The Eugene O’Neill Theater Center, National Playwrights Conference, 2009, semi-finalist for Maurice Carter’s Innocence(now titled Justice For Maurice Henry Carter)
Workshop production in Ferrysburg, Michigan, December 2014.
Inmates rehearse for their staged reading of Justice For Maurice Henry Carter at the Earnest C. Brooks Corrections Center in Muskegon, Michigan, September 2014.
Staged reading at Calvin College, February 2013, as part of their Black History month celebration.
Staged Reading at Western Michigan University May 2013
Reading at the National Black Theatre Festival's Reader's Theatre, 2013.
Stage reading for the Hawai'i Innocence Project's first annual fundraiser at the Manoa Valley Theatre, in Honolulu, March 2012.
À La Pêche Avec Denis
Denis s’est fait frappé par un coup de foudre. Il est tombé amoureux d’une coiffeuse au centre d'achat à côté de chez Canadian Tire, mais il lui manque le courage de faire quelque chose. Elle est trop belle, trop sympathique, et surtout trop parfaite. C’est vrai. Faut qu’il fasse de quoi parce que sinon il va être chauve bientôt! Ses chums de travail vont venir à son secours plein de bonnes idées pour passer à l’attaque!
En passant, Denis et ses chums de pompiers forestier poignés dans la garage avec rien à faire à cause de la pluie vont régler ensemble tous les problèmes d’amour entre les hommes et les femmes au Québec entier, et tout ça avant même la pause de café! Après tout, l’amour, c’est pas compliqué.
Les femmes, par exemple, ça c’est d’autr’chose!
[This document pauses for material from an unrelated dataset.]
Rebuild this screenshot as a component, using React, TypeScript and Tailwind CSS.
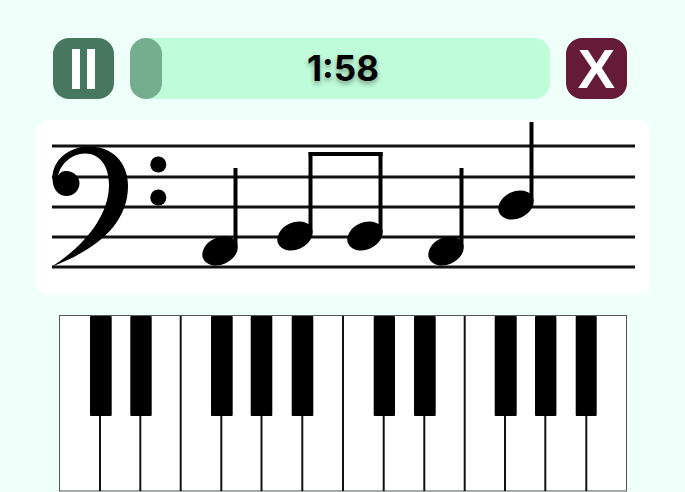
const STAFF_LINES = [146, 177, 207, 237, 267];

// head centre and stem top, page coordinates (the svg viewBox matches the page)
const NOTES = [
  { x: 220, y: 251, stemTop: 168 },
  { x: 295, y: 236, stemTop: 152 },
  { x: 365, y: 236, stemTop: 152 },
  { x: 446, y: 251, stemTop: 168 },
  { x: 516, y: 205, stemTop: 122 },
];

const WHITE_DIVIDERS = [100, 140.3, 180.7, 221.3, 261.5, 302.3, 343, 383.7, 424.3, 464.7, 505, 545.3, 586.3];

const BLACK_KEYS = [
  { x: 90, w: 21.7 },
  { x: 130.3, w: 21.4 },
  { x: 211, w: 21.7 },
  { x: 250.7, w: 21.6 },
  { x: 291.7, w: 21.6 },
  { x: 373.7, w: 21.3 },
  { x: 414, w: 21.7 },
  { x: 494.7, w: 22 },
  { x: 535, w: 21.4 },
  { x: 575.7, w: 21 },
];

function Staff() {
  return (
    <svg viewBox="36 120 614 175" className="block h-[175px] w-[614px]">
      {STAFF_LINES.map(y => (
        <line key={y} x1="52" x2="635" y1={y} y2={y} stroke="#111" strokeWidth="3" />
      ))}
      {/* bass clef */}
      <path
        d="M52 266.5C96 250 128 224 128 186C128 162 112 146.5 89 146.5C69 146.5 52.5 160 52.5 178C52.5 190 59 196 66.5 196C74 196 79.5 190 79.5 183C79.5 176 73 171 66.5 171C62 171 59.5 173 58 176C60 165 71 153.5 85 153.5C100 153.5 109 166 109 185C109 216 84 246 52 266.5Z"
        fill="#000"
      />
      <circle cx="158.3" cy="164.5" r="8" />
      <circle cx="158.3" cy="197.5" r="8" />
      {NOTES.map(n => (
        <g key={n.x}>
          <line x1={n.x + 15.5} x2={n.x + 15.5} y1={n.stemTop} y2={n.y - 4} stroke="#000" strokeWidth="4" />
          <ellipse cx={n.x} cy={n.y} rx="18.5" ry="13.5" transform={`rotate(-25 ${n.x} ${n.y})`} />
        </g>
      ))}
      <rect x="308.7" y="152" width="74" height="4" />
    </svg>
  );
}

function Piano() {
  return (
    <svg viewBox="59 315 568 177" className="block h-[177px] w-[568px]">
      <rect x="59.5" y="315.5" width="567" height="175.5" fill="#fff" stroke="#555" strokeWidth="1" />
      {WHITE_DIVIDERS.map(x => (
        <line key={x} x1={x} x2={x} y1="316" y2="491" stroke="#111" strokeWidth="2" />
      ))}
      {BLACK_KEYS.map(k => (
        <rect key={k.x} x={k.x} y="316" width={k.w} height="100" rx="1" fill="#000" />
      ))}
    </svg>
  );
}

export default function App() {
  return (
    <div className="flex h-[492px] w-[685px] flex-col overflow-hidden bg-[#effffa] pt-[38px]">
      <div className="ml-[53px] flex h-[61px] items-stretch gap-4">
        <button className="flex w-[61px] items-center justify-center gap-[7px] rounded-2xl bg-[#47785f]">
          <span className="h-10 w-2 bg-white" />
          <span className="h-10 w-2 bg-white" />
        </button>
        <div className="relative flex w-[420px] items-center justify-center rounded-2xl bg-[#bffcd9] pl-[6px]">
          <div className="absolute inset-y-0 left-0 w-8 rounded-2xl bg-[#75ad8f]" />
          <span className="font-['Inter',sans-serif] text-[35px] font-bold text-black [text-shadow:0_3px_5px_rgba(0,0,0,0.35)]">
            1:58
          </span>
        </div>
        <button className="flex w-[61px] items-center justify-center rounded-2xl bg-[#651a37] font-['Liberation_Sans',sans-serif] text-[56px] leading-none font-bold text-white">
          X
        </button>
      </div>
      <div className="mt-[21px] ml-9 w-[614px] rounded-xl bg-[#fefffe]">
        <Staff />
      </div>
      <div className="mt-5 ml-[59px]">
        <Piano />
      </div>
    </div>
  );
}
Photo de Martin Boisclair.
A child goes missing shortly after her nanny is fired. The missing child’s mother confronts the nanny in a park. Featuring an ethnically diverse cast, the answer to the question “Who’s child is this?” takes on expanded meaning. In many communities, nannies and live-in-care-givers abound. Many have left their homes and work in foreign lands. They’re more than an employee but are they really part of the family? Where do they fit in? How do we all keep children safe?
PAZ was selected for the Puente Theatre staged reading series WORLDPLAY 2012, in Victoria, BC. In 2011, PAZ was accepted for a one-on-one session at the Black Theatre Workshop conference “Since Mama Done Got Off the Couch” in Montreal. It was a finalist in the 2010 and 2011 Doorway Arts Ensemble Play Reading Series in Washington, DC. Before that, PAZ received a workshop presentation at b current’s rock. paper. sistahz 7 festival in May 2008. That resulted in an opportunity to rework the script and incorporate feedback provided by a group of Filipina live-in caregivers at a private reading. Excerpts from PAZ were first read at a Salon Luncheon during the 2006 AfriCanadian Playwrights Festival.
Photo by Donald Molnar.
Sara’s Cave is a Holocaust drama set in eastern Poland during Passover in 1942. While hiding a Jewish family in her root cellar, an Einstazgruppe passes through her village and Anna must billet two German officers who hate each other. As one officer struggles with his conscience, the other tries to push him over the edge. Lives hang in the balance.
The play has won the Jewish Canadian Playwriting Competition and the Canadian National Playwrighting Competition. It was a finalist in the Joyce Dutka Arts Foundation’s Playwrighting Awards in New York as well as the Chesterfield Filmwriter’s Project.